Smart technology changed everything we knew about phones. What was once used for vocal interaction suddenly became the key to the world around you. A person’s phone is their camera, their computer, their social life, and so much more.
Some carry out their entire jobs on their phone.
Now, a Swedish company called Permobil is partnering with AT&T to bring that same level of innovation to the wheelchair. Based on what’s been shown so far, it could have just as radical of an impact for wheelchair users.
The ‘Smart’ Wheelchair
A smart device is defined as an electronic device, generally connected to other devices or networks via via Bluetooth, NFC, WiFi, mobile network, etc. that can operate to some extent interactively and autonomously.

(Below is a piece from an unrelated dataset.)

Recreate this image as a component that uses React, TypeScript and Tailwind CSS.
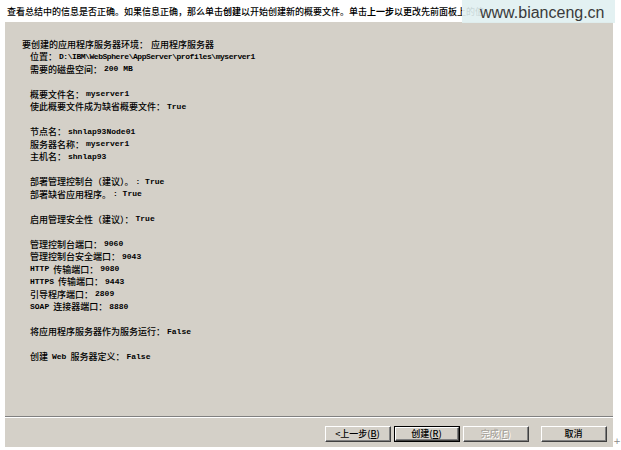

Permobil wanted to find an effective way to bring those capabilities to a wheelchair. They started with their current top of the line chair, the F5. The F5 is a premium electronic wheelchair that provides superior comfort and control. It comes in both a standard seated version and the VS option that enables the user to raise into a stand posture.

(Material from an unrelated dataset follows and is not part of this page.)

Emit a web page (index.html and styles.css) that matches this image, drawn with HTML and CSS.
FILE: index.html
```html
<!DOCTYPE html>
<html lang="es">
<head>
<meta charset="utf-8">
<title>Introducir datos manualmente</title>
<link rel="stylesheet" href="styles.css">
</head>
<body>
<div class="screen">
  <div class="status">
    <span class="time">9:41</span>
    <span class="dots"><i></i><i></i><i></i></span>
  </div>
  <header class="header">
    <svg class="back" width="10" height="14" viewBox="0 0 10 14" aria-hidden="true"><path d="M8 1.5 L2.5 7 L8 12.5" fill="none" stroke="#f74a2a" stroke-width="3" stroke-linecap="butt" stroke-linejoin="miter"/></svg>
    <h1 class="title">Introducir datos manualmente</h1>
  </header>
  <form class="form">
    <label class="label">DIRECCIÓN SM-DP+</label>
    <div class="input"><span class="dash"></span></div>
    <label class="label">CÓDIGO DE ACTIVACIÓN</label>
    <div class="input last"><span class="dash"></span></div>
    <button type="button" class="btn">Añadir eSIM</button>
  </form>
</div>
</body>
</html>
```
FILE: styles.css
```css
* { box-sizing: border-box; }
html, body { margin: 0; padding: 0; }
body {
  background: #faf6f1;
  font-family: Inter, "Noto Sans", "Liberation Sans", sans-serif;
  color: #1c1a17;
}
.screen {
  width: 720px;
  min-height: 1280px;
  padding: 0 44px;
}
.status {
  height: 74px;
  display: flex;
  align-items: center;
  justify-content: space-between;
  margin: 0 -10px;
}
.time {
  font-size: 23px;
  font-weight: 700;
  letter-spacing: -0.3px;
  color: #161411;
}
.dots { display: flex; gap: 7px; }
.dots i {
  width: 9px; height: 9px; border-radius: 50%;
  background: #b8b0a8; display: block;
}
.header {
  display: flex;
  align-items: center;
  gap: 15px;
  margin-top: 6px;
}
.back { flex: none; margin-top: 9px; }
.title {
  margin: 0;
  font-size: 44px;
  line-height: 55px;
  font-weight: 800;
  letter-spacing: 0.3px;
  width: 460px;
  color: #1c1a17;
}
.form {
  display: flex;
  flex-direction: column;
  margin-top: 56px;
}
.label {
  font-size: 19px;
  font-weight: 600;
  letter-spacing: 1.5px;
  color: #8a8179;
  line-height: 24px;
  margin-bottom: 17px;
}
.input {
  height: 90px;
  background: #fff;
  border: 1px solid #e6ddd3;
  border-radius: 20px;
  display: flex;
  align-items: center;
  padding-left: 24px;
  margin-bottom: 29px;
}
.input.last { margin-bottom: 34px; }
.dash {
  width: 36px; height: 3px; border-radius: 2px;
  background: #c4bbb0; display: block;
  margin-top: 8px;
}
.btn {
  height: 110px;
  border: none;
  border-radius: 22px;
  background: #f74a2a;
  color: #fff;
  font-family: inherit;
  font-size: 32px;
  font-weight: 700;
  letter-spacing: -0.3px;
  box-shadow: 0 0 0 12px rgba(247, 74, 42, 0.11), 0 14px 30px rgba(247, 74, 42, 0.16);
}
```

To bring it to a new level, they started by adding a mobile data connection. Their new chair (still in prototype) can connect to AT&T’s wireless network for internet use. This of course allows for easily accessible internet browsing and phone calling abilities, whether through the user’s hands or via voice commands.
But it also provides some more specialized capabilities for the wheelchair user. This new chair is designed to monitor vitals and even body posture of the user which can be transmitted via AT&T’s wireless network.
For people who are advised to sit in a specific fashion, the chair could potentially inform them if they are sitting correctly are not. Also, thanks to the chairs having a spectrometer, it can tell if a person falls over in their chair and send out a call for help.
Lastly, Permobil is hoping to have the chairs communicate with remote maintenance office to keep them in working order.
As stated before, the chair is still in the prototype stage and more features could potentially be added before the final product is released. Regardless, the current model is already quite capable, and we look forward to seeing it hit the mass market. With technology like this, users could act as the navigation or look up useful information as they ride along in one of our van conversions.
What would you do with a smart wheelchair? How might it change your day-to-day life?